BEGIN RECORDED INFORMATION
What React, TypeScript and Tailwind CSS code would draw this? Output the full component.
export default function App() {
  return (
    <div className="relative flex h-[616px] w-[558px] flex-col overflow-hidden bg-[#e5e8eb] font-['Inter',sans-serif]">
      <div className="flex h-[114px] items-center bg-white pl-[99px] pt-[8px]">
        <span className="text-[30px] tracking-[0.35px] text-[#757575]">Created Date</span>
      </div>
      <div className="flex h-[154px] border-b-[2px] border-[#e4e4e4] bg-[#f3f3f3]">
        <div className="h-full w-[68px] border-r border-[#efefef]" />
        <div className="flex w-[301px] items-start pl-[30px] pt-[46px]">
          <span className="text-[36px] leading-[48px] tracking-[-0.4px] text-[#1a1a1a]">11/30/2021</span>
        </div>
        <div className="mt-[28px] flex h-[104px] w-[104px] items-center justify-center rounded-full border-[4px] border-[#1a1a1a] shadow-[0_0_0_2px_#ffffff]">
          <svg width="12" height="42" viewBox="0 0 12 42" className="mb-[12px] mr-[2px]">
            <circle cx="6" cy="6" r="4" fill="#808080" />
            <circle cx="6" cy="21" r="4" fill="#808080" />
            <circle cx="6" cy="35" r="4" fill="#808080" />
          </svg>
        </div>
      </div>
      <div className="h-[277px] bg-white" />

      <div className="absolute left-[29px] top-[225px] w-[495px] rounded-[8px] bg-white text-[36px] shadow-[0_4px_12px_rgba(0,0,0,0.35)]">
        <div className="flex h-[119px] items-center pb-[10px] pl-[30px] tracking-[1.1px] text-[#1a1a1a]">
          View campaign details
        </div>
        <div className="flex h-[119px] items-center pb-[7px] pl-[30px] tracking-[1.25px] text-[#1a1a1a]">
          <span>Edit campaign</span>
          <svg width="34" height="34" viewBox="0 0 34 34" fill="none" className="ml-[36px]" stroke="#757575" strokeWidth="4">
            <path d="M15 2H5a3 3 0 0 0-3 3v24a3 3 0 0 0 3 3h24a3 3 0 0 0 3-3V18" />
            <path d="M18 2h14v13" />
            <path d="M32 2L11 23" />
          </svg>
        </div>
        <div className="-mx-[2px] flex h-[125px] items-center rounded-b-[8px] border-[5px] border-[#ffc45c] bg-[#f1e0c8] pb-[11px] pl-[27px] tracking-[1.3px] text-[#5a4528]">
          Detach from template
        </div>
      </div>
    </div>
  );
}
END RECORDED INFORMATION
#### INSTRUCTIONS TO FOLLOW:
Print all of the data exactly as it was given.

#### FINISHED TASK:
What React, TypeScript and Tailwind CSS code would draw this? Output the full component.
export default function App() {
  return (
    <div className="relative flex h-[616px] w-[558px] flex-col overflow-hidden bg-[#e5e8eb] font-['Inter',sans-serif]">
      <div className="flex h-[114px] items-center bg-white pl-[99px] pt-[8px]">
        <span className="text-[30px] tracking-[0.35px] text-[#757575]">Created Date</span>
      </div>
      <div className="flex h-[154px] border-b-[2px] border-[#e4e4e4] bg-[#f3f3f3]">
        <div className="h-full w-[68px] border-r border-[#efefef]" />
        <div className="flex w-[301px] items-start pl-[30px] pt-[46px]">
          <span className="text-[36px] leading-[48px] tracking-[-0.4px] text-[#1a1a1a]">11/30/2021</span>
        </div>
        <div className="mt-[28px] flex h-[104px] w-[104px] items-center justify-center rounded-full border-[4px] border-[#1a1a1a] shadow-[0_0_0_2px_#ffffff]">
          <svg width="12" height="42" viewBox="0 0 12 42" className="mb-[12px] mr-[2px]">
            <circle cx="6" cy="6" r="4" fill="#808080" />
            <circle cx="6" cy="21" r="4" fill="#808080" />
            <circle cx="6" cy="35" r="4" fill="#808080" />
          </svg>
        </div>
      </div>
      <div className="h-[277px] bg-white" />

      <div className="absolute left-[29px] top-[225px] w-[495px] rounded-[8px] bg-white text-[36px] shadow-[0_4px_12px_rgba(0,0,0,0.35)]">
        <div className="flex h-[119px] items-center pb-[10px] pl-[30px] tracking-[1.1px] text-[#1a1a1a]">
          View campaign details
        </div>
        <div className="flex h-[119px] items-center pb-[7px] pl-[30px] tracking-[1.25px] text-[#1a1a1a]">
          <span>Edit campaign</span>
          <svg width="34" height="34" viewBox="0 0 34 34" fill="none" className="ml-[36px]" stroke="#757575" strokeWidth="4">
            <path d="M15 2H5a3 3 0 0 0-3 3v24a3 3 0 0 0 3 3h24a3 3 0 0 0 3-3V18" />
            <path d="M18 2h14v13" />
            <path d="M32 2L11 23" />
          </svg>
        </div>
        <div className="-mx-[2px] flex h-[125px] items-center rounded-b-[8px] border-[5px] border-[#ffc45c] bg-[#f1e0c8] pb-[11px] pl-[27px] tracking-[1.3px] text-[#5a4528]">
          Detach from template
        </div>
      </div>
    </div>
  );
}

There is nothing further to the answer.